- _TASK DIRECTIONS_
Repeat the listing that follows, character for character, minus the pictures.

- _PROVIDED DATA_
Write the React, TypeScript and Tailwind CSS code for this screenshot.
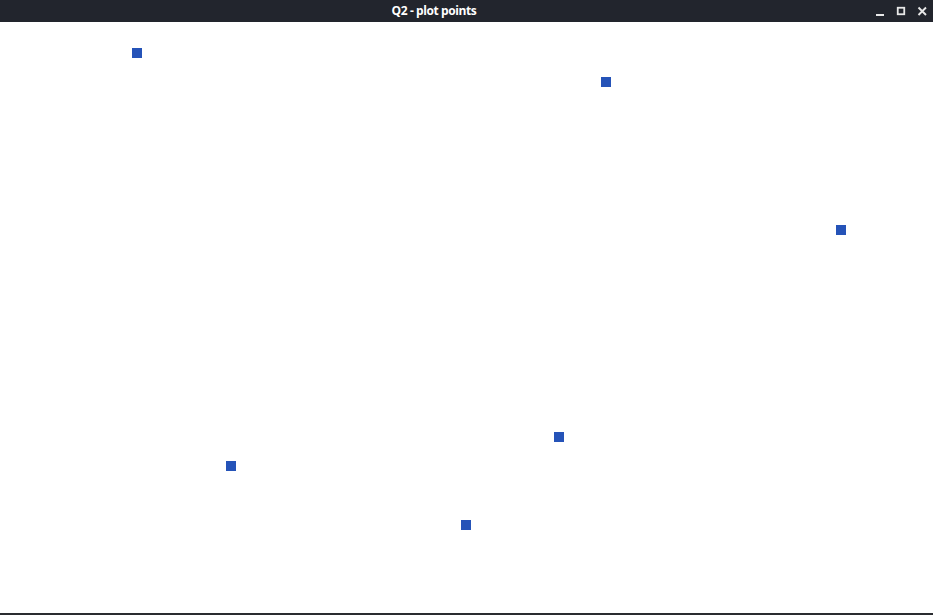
import React from 'react';

const points = [
  { x: 132, y: 26 },
  { x: 601, y: 55 },
  { x: 836, y: 203 },
  { x: 554, y: 410 },
  { x: 226, y: 439 },
  { x: 461, y: 498 },
];

export default function App() {
  return (
    <div className="w-[933px] h-[615px] flex flex-col bg-white overflow-hidden" style={{ fontFamily: '"Open Sans", "DejaVu Sans", sans-serif' }}>
      {/* title bar */}
      <div className="h-[22px] bg-[#22252d] flex items-center shrink-0">
        <div className="flex-1 text-center text-white text-[12px] font-bold leading-none tracking-[-0.4px]">Q2 - plot points</div>
        <div className="w-[65px] h-full flex items-center justify-end gap-[10px] pr-[5px]">
          <svg width="11" height="11" viewBox="0 0 11 11">
            <rect x="1" y="8" width="8" height="2" fill="#e8e8e8" />
          </svg>
          <svg width="11" height="11" viewBox="0 0 11 11">
            <rect x="1.75" y="1.75" width="6.5" height="6.5" fill="none" stroke="#e8e8e8" strokeWidth="1.8" />
          </svg>
          <svg width="11" height="11" viewBox="0 0 11 11">
            <path d="M1.5 1.5 L9 9 M9 1.5 L1.5 9" stroke="#e8e8e8" strokeWidth="1.9" />
          </svg>
        </div>
      </div>

      {/* canvas */}
      <div className="flex-1 relative bg-white border-b-2 border-[#2a2c30]">
        {points.map((p, i) => (
          <div
            key={i}
            className="absolute w-[10px] h-[10px] bg-[#2553b8]"
            style={{ left: p.x, top: p.y }}
          />
        ))}
      </div>
    </div>
  );
}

- _THE OUTPUT_
Write the React, TypeScript and Tailwind CSS code for this screenshot.
import React from 'react';

const points = [
  { x: 132, y: 26 },
  { x: 601, y: 55 },
  { x: 836, y: 203 },
  { x: 554, y: 410 },
  { x: 226, y: 439 },
  { x: 461, y: 498 },
];

export default function App() {
  return (
    <div className="w-[933px] h-[615px] flex flex-col bg-white overflow-hidden" style={{ fontFamily: '"Open Sans", "DejaVu Sans", sans-serif' }}>
      {/* title bar */}
      <div className="h-[22px] bg-[#22252d] flex items-center shrink-0">
        <div className="flex-1 text-center text-white text-[12px] font-bold leading-none tracking-[-0.4px]">Q2 - plot points</div>
        <div className="w-[65px] h-full flex items-center justify-end gap-[10px] pr-[5px]">
          <svg width="11" height="11" viewBox="0 0 11 11">
            <rect x="1" y="8" width="8" height="2" fill="#e8e8e8" />
          </svg>
          <svg width="11" height="11" viewBox="0 0 11 11">
            <rect x="1.75" y="1.75" width="6.5" height="6.5" fill="none" stroke="#e8e8e8" strokeWidth="1.8" />
          </svg>
          <svg width="11" height="11" viewBox="0 0 11 11">
            <path d="M1.5 1.5 L9 9 M9 1.5 L1.5 9" stroke="#e8e8e8" strokeWidth="1.9" />
          </svg>
        </div>
      </div>

      {/* canvas */}
      <div className="flex-1 relative bg-white border-b-2 border-[#2a2c30]">
        {points.map((p, i) => (
          <div
            key={i}
            className="absolute w-[10px] h-[10px] bg-[#2553b8]"
            style={{ left: p.x, top: p.y }}
          />
        ))}
      </div>
    </div>
  );
}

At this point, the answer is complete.